**MATERIAL:**
┄┄┄┄┄┄┄┄┄┄

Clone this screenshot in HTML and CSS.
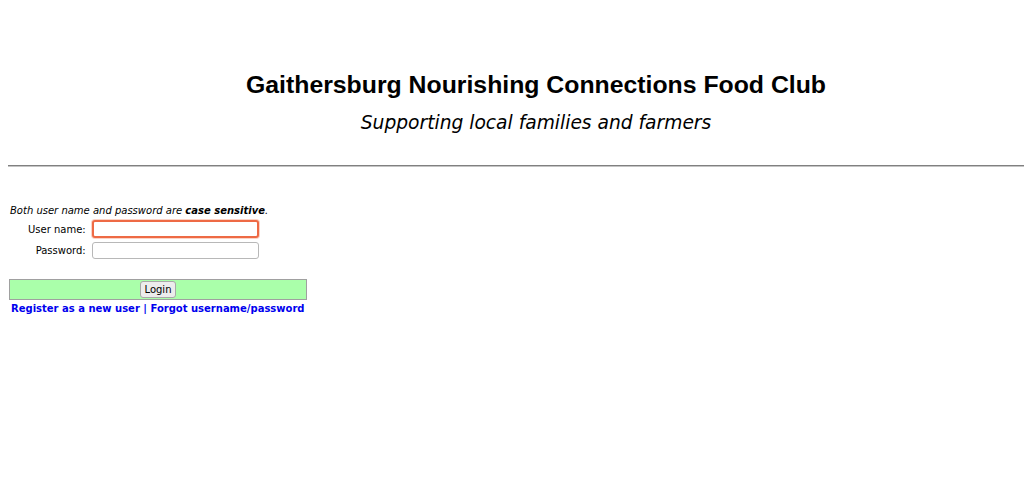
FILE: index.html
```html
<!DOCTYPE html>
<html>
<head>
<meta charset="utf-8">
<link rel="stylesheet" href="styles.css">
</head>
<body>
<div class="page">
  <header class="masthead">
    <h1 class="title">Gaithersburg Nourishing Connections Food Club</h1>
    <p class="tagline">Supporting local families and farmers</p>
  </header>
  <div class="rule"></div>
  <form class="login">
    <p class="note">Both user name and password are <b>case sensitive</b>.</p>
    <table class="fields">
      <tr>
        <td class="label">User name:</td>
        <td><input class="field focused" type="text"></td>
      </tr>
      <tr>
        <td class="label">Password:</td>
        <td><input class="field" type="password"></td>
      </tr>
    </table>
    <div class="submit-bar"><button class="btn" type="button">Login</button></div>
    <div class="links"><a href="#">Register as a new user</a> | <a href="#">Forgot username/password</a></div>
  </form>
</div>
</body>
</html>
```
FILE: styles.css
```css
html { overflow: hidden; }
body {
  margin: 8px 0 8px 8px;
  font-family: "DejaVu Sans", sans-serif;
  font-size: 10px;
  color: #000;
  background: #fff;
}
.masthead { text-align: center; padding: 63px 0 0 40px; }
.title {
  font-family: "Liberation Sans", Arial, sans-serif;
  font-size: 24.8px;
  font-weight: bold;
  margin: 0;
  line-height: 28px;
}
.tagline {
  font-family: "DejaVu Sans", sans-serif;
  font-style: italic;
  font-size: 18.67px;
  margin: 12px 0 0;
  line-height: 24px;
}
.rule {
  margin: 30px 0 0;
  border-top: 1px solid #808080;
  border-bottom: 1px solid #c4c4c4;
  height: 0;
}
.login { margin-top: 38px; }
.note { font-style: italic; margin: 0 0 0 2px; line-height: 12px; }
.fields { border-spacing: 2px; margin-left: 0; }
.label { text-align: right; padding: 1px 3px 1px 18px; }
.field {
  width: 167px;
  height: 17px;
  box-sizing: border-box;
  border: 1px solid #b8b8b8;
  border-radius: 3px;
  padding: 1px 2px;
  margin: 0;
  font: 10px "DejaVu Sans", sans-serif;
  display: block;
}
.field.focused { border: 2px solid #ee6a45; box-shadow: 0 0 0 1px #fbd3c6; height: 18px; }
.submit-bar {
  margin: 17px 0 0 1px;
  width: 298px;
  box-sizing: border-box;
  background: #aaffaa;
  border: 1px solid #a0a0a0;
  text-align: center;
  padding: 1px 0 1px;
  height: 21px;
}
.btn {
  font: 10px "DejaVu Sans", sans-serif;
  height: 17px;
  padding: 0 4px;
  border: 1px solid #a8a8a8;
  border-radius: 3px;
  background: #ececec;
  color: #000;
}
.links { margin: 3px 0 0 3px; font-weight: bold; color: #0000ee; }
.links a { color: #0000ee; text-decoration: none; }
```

┄┄┄┄┄┄┄┄┄┄

**REQUEST:** Reproduce the material word for word. Any pictures should be left out of the copy.

**WORKED SOLUTION:**
Clone this screenshot in HTML and CSS.
FILE: index.html
```html
<!DOCTYPE html>
<html>
<head>
<meta charset="utf-8">
<link rel="stylesheet" href="styles.css">
</head>
<body>
<div class="page">
  <header class="masthead">
    <h1 class="title">Gaithersburg Nourishing Connections Food Club</h1>
    <p class="tagline">Supporting local families and farmers</p>
  </header>
  <div class="rule"></div>
  <form class="login">
    <p class="note">Both user name and password are <b>case sensitive</b>.</p>
    <table class="fields">
      <tr>
        <td class="label">User name:</td>
        <td><input class="field focused" type="text"></td>
      </tr>
      <tr>
        <td class="label">Password:</td>
        <td><input class="field" type="password"></td>
      </tr>
    </table>
    <div class="submit-bar"><button class="btn" type="button">Login</button></div>
    <div class="links"><a href="#">Register as a new user</a> | <a href="#">Forgot username/password</a></div>
  </form>
</div>
</body>
</html>
```
FILE: styles.css
```css
html { overflow: hidden; }
body {
  margin: 8px 0 8px 8px;
  font-family: "DejaVu Sans", sans-serif;
  font-size: 10px;
  color: #000;
  background: #fff;
}
.masthead { text-align: center; padding: 63px 0 0 40px; }
.title {
  font-family: "Liberation Sans", Arial, sans-serif;
  font-size: 24.8px;
  font-weight: bold;
  margin: 0;
  line-height: 28px;
}
.tagline {
  font-family: "DejaVu Sans", sans-serif;
  font-style: italic;
  font-size: 18.67px;
  margin: 12px 0 0;
  line-height: 24px;
}
.rule {
  margin: 30px 0 0;
  border-top: 1px solid #808080;
  border-bottom: 1px solid #c4c4c4;
  height: 0;
}
.login { margin-top: 38px; }
.note { font-style: italic; margin: 0 0 0 2px; line-height: 12px; }
.fields { border-spacing: 2px; margin-left: 0; }
.label { text-align: right; padding: 1px 3px 1px 18px; }
.field {
  width: 167px;
  height: 17px;
  box-sizing: border-box;
  border: 1px solid #b8b8b8;
  border-radius: 3px;
  padding: 1px 2px;
  margin: 0;
  font: 10px "DejaVu Sans", sans-serif;
  display: block;
}
.field.focused { border: 2px solid #ee6a45; box-shadow: 0 0 0 1px #fbd3c6; height: 18px; }
.submit-bar {
  margin: 17px 0 0 1px;
  width: 298px;
  box-sizing: border-box;
  background: #aaffaa;
  border: 1px solid #a0a0a0;
  text-align: center;
  padding: 1px 0 1px;
  height: 21px;
}
.btn {
  font: 10px "DejaVu Sans", sans-serif;
  height: 17px;
  padding: 0 4px;
  border: 1px solid #a8a8a8;
  border-radius: 3px;
  background: #ececec;
  color: #000;
}
.links { margin: 3px 0 0 3px; font-weight: bold; color: #0000ee; }
.links a { color: #0000ee; text-decoration: none; }
```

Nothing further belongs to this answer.